** What the task asks **
Only the pictures are omitted; repeat all other data exactly.

** Source data **
┌──

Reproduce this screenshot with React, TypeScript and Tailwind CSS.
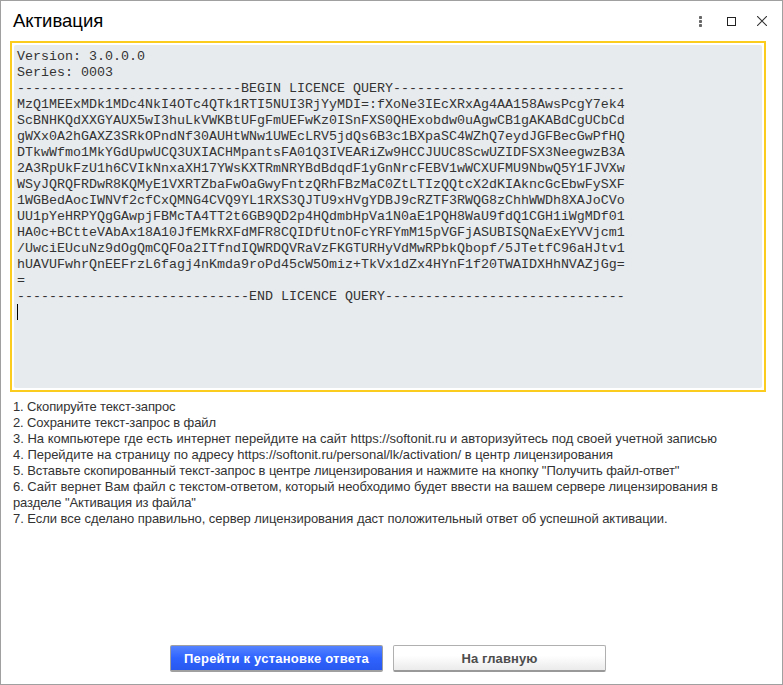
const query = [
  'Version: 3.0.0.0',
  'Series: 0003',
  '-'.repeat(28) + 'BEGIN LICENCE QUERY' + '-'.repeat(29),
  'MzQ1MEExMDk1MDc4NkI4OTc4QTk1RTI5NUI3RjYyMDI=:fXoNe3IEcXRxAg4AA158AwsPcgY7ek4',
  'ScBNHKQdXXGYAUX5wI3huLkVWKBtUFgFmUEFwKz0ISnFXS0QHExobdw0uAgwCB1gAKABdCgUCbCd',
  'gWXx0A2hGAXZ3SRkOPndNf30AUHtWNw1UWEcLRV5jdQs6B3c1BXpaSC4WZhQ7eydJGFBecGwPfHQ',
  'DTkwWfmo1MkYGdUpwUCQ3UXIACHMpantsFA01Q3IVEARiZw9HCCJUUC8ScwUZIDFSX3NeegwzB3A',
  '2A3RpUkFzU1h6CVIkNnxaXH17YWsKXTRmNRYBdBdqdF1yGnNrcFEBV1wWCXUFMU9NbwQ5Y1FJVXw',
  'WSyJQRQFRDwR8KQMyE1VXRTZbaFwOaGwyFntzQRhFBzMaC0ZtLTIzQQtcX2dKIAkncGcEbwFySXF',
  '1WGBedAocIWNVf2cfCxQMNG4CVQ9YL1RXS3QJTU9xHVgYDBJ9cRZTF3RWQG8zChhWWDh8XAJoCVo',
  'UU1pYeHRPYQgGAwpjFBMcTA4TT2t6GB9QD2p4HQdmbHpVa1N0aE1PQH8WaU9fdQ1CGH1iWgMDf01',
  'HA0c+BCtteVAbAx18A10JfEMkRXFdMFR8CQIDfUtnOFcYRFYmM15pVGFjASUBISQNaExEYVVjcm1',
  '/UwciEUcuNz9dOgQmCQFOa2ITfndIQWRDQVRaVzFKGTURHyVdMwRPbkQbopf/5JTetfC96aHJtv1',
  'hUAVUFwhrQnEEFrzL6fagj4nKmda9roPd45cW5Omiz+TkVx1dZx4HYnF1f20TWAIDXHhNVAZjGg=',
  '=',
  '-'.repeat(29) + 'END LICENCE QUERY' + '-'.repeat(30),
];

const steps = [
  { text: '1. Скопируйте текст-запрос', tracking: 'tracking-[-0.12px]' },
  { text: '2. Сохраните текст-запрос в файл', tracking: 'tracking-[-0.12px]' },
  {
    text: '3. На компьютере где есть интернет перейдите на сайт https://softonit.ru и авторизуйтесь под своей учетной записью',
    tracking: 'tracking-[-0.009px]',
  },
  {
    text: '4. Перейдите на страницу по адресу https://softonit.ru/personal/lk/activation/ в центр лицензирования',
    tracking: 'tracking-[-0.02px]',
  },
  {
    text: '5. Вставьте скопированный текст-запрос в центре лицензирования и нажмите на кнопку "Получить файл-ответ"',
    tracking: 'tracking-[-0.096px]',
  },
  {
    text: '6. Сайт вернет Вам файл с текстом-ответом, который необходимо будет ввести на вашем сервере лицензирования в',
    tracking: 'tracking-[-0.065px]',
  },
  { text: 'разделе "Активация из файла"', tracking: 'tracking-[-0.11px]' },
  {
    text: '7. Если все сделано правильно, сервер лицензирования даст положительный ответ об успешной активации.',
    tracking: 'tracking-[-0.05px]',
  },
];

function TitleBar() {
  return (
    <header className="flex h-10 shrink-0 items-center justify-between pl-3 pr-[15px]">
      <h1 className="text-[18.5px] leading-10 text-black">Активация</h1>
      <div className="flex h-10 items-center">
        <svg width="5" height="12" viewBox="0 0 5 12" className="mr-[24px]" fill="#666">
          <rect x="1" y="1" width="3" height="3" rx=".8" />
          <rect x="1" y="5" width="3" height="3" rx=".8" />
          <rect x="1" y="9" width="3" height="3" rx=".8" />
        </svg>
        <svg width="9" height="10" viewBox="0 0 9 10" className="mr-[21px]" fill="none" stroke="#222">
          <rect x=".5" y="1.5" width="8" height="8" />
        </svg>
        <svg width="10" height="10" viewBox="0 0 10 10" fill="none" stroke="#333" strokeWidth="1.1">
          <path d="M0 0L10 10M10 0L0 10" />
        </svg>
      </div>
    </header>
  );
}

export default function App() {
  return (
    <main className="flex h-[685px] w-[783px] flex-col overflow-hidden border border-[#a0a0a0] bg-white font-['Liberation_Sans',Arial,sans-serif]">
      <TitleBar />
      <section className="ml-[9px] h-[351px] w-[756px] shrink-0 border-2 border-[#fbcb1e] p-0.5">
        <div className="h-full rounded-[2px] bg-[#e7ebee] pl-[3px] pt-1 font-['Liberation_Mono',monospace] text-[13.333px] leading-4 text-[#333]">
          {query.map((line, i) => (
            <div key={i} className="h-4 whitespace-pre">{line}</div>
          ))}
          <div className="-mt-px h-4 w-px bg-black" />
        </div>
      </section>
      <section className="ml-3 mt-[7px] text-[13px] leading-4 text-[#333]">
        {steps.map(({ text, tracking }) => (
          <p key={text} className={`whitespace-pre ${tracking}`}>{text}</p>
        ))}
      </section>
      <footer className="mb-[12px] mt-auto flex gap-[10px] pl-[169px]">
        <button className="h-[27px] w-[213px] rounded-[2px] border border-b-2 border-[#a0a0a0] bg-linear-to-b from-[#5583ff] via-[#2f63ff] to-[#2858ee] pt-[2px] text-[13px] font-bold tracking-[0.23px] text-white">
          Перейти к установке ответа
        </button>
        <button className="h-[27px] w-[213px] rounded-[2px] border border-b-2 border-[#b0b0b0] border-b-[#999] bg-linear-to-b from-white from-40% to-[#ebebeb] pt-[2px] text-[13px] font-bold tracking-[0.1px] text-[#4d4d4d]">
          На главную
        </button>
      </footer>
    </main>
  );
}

└──

** Result of this task **
Reproduce this screenshot with React, TypeScript and Tailwind CSS.
const query = [
  'Version: 3.0.0.0',
  'Series: 0003',
  '-'.repeat(28) + 'BEGIN LICENCE QUERY' + '-'.repeat(29),
  'MzQ1MEExMDk1MDc4NkI4OTc4QTk1RTI5NUI3RjYyMDI=:fXoNe3IEcXRxAg4AA158AwsPcgY7ek4',
  'ScBNHKQdXXGYAUX5wI3huLkVWKBtUFgFmUEFwKz0ISnFXS0QHExobdw0uAgwCB1gAKABdCgUCbCd',
  'gWXx0A2hGAXZ3SRkOPndNf30AUHtWNw1UWEcLRV5jdQs6B3c1BXpaSC4WZhQ7eydJGFBecGwPfHQ',
  'DTkwWfmo1MkYGdUpwUCQ3UXIACHMpantsFA01Q3IVEARiZw9HCCJUUC8ScwUZIDFSX3NeegwzB3A',
  '2A3RpUkFzU1h6CVIkNnxaXH17YWsKXTRmNRYBdBdqdF1yGnNrcFEBV1wWCXUFMU9NbwQ5Y1FJVXw',
  'WSyJQRQFRDwR8KQMyE1VXRTZbaFwOaGwyFntzQRhFBzMaC0ZtLTIzQQtcX2dKIAkncGcEbwFySXF',
  '1WGBedAocIWNVf2cfCxQMNG4CVQ9YL1RXS3QJTU9xHVgYDBJ9cRZTF3RWQG8zChhWWDh8XAJoCVo',
  'UU1pYeHRPYQgGAwpjFBMcTA4TT2t6GB9QD2p4HQdmbHpVa1N0aE1PQH8WaU9fdQ1CGH1iWgMDf01',
  'HA0c+BCtteVAbAx18A10JfEMkRXFdMFR8CQIDfUtnOFcYRFYmM15pVGFjASUBISQNaExEYVVjcm1',
  '/UwciEUcuNz9dOgQmCQFOa2ITfndIQWRDQVRaVzFKGTURHyVdMwRPbkQbopf/5JTetfC96aHJtv1',
  'hUAVUFwhrQnEEFrzL6fagj4nKmda9roPd45cW5Omiz+TkVx1dZx4HYnF1f20TWAIDXHhNVAZjGg=',
  '=',
  '-'.repeat(29) + 'END LICENCE QUERY' + '-'.repeat(30),
];

const steps = [
  { text: '1. Скопируйте текст-запрос', tracking: 'tracking-[-0.12px]' },
  { text: '2. Сохраните текст-запрос в файл', tracking: 'tracking-[-0.12px]' },
  {
    text: '3. На компьютере где есть интернет перейдите на сайт https://softonit.ru и авторизуйтесь под своей учетной записью',
    tracking: 'tracking-[-0.009px]',
  },
  {
    text: '4. Перейдите на страницу по адресу https://softonit.ru/personal/lk/activation/ в центр лицензирования',
    tracking: 'tracking-[-0.02px]',
  },
  {
    text: '5. Вставьте скопированный текст-запрос в центре лицензирования и нажмите на кнопку "Получить файл-ответ"',
    tracking: 'tracking-[-0.096px]',
  },
  {
    text: '6. Сайт вернет Вам файл с текстом-ответом, который необходимо будет ввести на вашем сервере лицензирования в',
    tracking: 'tracking-[-0.065px]',
  },
  { text: 'разделе "Активация из файла"', tracking: 'tracking-[-0.11px]' },
  {
    text: '7. Если все сделано правильно, сервер лицензирования даст положительный ответ об успешной активации.',
    tracking: 'tracking-[-0.05px]',
  },
];

function TitleBar() {
  return (
    <header className="flex h-10 shrink-0 items-center justify-between pl-3 pr-[15px]">
      <h1 className="text-[18.5px] leading-10 text-black">Активация</h1>
      <div className="flex h-10 items-center">
        <svg width="5" height="12" viewBox="0 0 5 12" className="mr-[24px]" fill="#666">
          <rect x="1" y="1" width="3" height="3" rx=".8" />
          <rect x="1" y="5" width="3" height="3" rx=".8" />
          <rect x="1" y="9" width="3" height="3" rx=".8" />
        </svg>
        <svg width="9" height="10" viewBox="0 0 9 10" className="mr-[21px]" fill="none" stroke="#222">
          <rect x=".5" y="1.5" width="8" height="8" />
        </svg>
        <svg width="10" height="10" viewBox="0 0 10 10" fill="none" stroke="#333" strokeWidth="1.1">
          <path d="M0 0L10 10M10 0L0 10" />
        </svg>
      </div>
    </header>
  );
}

export default function App() {
  return (
    <main className="flex h-[685px] w-[783px] flex-col overflow-hidden border border-[#a0a0a0] bg-white font-['Liberation_Sans',Arial,sans-serif]">
      <TitleBar />
      <section className="ml-[9px] h-[351px] w-[756px] shrink-0 border-2 border-[#fbcb1e] p-0.5">
        <div className="h-full rounded-[2px] bg-[#e7ebee] pl-[3px] pt-1 font-['Liberation_Mono',monospace] text-[13.333px] leading-4 text-[#333]">
          {query.map((line, i) => (
            <div key={i} className="h-4 whitespace-pre">{line}</div>
          ))}
          <div className="-mt-px h-4 w-px bg-black" />
        </div>
      </section>
      <section className="ml-3 mt-[7px] text-[13px] leading-4 text-[#333]">
        {steps.map(({ text, tracking }) => (
          <p key={text} className={`whitespace-pre ${tracking}`}>{text}</p>
        ))}
      </section>
      <footer className="mb-[12px] mt-auto flex gap-[10px] pl-[169px]">
        <button className="h-[27px] w-[213px] rounded-[2px] border border-b-2 border-[#a0a0a0] bg-linear-to-b from-[#5583ff] via-[#2f63ff] to-[#2858ee] pt-[2px] text-[13px] font-bold tracking-[0.23px] text-white">
          Перейти к установке ответа
        </button>
        <button className="h-[27px] w-[213px] rounded-[2px] border border-b-2 border-[#b0b0b0] border-b-[#999] bg-linear-to-b from-white from-40% to-[#ebebeb] pt-[2px] text-[13px] font-bold tracking-[0.1px] text-[#4d4d4d]">
          На главную
        </button>
      </footer>
    </main>
  );
}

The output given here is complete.